▶ [Given data]

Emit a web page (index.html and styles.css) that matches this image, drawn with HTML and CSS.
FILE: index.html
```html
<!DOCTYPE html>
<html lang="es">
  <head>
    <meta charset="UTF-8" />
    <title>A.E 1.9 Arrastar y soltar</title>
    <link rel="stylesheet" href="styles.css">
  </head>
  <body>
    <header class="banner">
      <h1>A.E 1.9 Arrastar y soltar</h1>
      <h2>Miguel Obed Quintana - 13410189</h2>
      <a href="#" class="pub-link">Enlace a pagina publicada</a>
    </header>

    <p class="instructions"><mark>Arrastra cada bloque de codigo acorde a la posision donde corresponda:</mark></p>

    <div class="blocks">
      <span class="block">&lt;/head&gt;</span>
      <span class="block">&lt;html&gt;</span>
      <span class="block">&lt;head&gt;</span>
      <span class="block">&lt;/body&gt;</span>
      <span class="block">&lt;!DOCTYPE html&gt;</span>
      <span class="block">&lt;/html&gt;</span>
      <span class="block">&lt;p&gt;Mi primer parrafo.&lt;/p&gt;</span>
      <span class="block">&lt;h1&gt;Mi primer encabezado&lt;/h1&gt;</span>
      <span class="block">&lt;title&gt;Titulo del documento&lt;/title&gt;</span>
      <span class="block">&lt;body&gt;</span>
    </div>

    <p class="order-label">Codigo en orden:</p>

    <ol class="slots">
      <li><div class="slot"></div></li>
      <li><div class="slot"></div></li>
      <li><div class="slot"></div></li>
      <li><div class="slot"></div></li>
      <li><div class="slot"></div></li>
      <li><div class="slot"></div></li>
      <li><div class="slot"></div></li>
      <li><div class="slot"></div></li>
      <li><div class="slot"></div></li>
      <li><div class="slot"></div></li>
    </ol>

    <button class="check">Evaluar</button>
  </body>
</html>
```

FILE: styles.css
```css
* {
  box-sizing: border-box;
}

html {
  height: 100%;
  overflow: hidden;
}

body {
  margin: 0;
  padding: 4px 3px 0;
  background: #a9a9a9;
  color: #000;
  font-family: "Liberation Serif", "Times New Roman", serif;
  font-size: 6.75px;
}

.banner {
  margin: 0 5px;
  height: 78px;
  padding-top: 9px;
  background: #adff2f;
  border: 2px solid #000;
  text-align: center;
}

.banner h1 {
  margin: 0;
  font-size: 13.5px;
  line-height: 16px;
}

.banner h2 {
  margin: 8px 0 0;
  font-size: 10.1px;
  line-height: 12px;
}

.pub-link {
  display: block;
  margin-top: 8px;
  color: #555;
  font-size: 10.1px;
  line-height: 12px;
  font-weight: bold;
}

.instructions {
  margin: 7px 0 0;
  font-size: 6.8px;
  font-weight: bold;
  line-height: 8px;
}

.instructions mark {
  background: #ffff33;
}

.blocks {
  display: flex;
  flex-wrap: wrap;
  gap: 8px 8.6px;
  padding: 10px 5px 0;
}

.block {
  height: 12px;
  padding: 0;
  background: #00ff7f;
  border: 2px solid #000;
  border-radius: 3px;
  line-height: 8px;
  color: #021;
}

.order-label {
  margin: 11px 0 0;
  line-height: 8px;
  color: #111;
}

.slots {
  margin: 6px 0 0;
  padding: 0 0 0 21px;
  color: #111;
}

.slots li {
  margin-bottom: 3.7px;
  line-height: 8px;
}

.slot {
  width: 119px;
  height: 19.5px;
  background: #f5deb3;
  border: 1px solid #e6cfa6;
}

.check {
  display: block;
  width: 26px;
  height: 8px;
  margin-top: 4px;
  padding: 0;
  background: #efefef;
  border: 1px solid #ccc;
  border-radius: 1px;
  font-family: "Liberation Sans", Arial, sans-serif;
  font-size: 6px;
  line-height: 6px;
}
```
---
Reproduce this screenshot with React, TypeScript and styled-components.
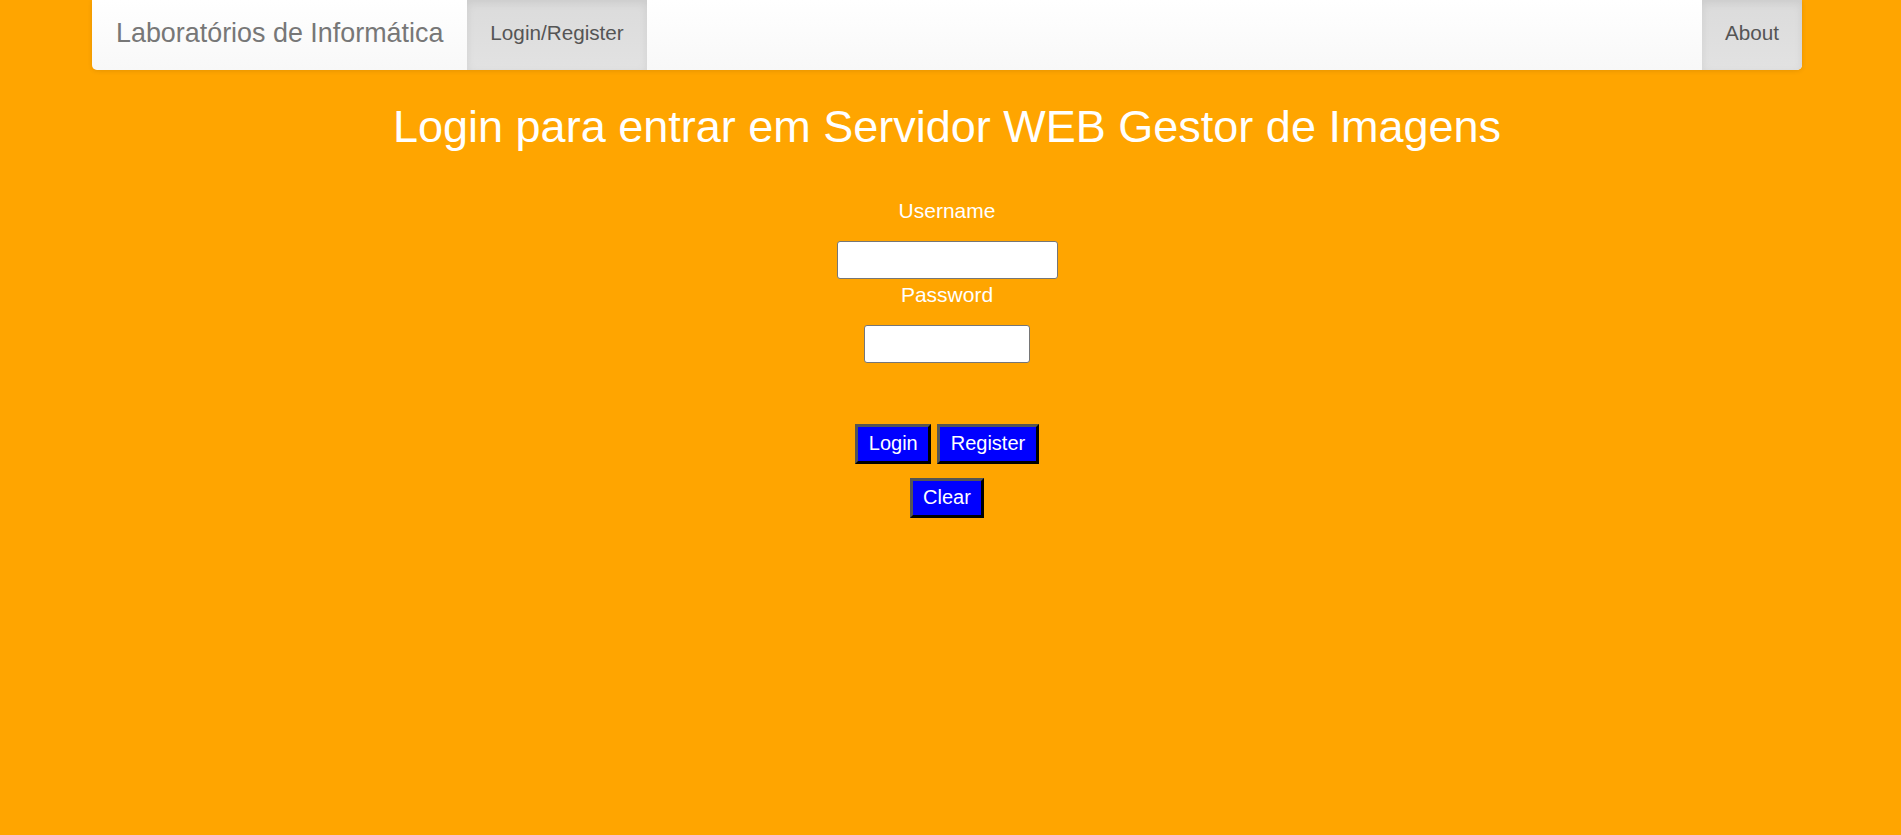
---
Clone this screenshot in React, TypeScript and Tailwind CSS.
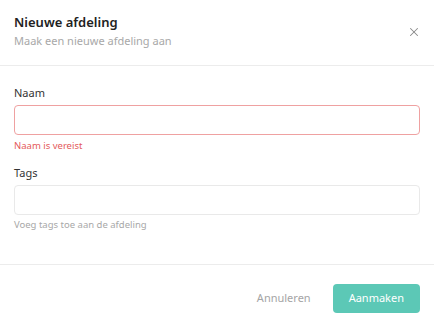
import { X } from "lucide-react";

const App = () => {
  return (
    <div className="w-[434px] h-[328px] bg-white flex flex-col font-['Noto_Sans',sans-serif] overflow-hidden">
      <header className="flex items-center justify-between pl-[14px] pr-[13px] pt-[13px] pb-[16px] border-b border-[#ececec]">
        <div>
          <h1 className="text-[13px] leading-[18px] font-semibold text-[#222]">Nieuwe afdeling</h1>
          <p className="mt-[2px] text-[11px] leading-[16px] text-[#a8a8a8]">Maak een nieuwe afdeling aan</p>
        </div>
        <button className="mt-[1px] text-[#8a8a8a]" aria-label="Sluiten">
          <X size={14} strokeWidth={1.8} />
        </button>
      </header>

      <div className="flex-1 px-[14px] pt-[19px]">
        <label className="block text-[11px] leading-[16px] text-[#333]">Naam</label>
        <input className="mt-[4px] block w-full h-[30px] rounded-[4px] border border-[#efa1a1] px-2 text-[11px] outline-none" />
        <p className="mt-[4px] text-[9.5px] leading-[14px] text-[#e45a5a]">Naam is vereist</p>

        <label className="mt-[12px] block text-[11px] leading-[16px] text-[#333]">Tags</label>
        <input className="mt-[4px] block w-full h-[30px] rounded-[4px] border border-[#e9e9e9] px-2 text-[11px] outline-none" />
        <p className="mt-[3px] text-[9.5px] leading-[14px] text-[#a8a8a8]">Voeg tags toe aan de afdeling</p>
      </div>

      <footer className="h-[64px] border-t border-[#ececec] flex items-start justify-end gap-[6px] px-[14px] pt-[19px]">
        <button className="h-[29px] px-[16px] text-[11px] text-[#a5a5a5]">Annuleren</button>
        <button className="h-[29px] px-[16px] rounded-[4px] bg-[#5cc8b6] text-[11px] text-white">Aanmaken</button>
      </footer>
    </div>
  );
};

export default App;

▶ [Your task] In the records above, locate every line with the string "styles" and copy it.

▶ [Task solution]
Emit a web page (index.html and styles.css) that matches this image, drawn with HTML and CSS.
    <link rel="stylesheet" href="styles.css">
FILE: styles.css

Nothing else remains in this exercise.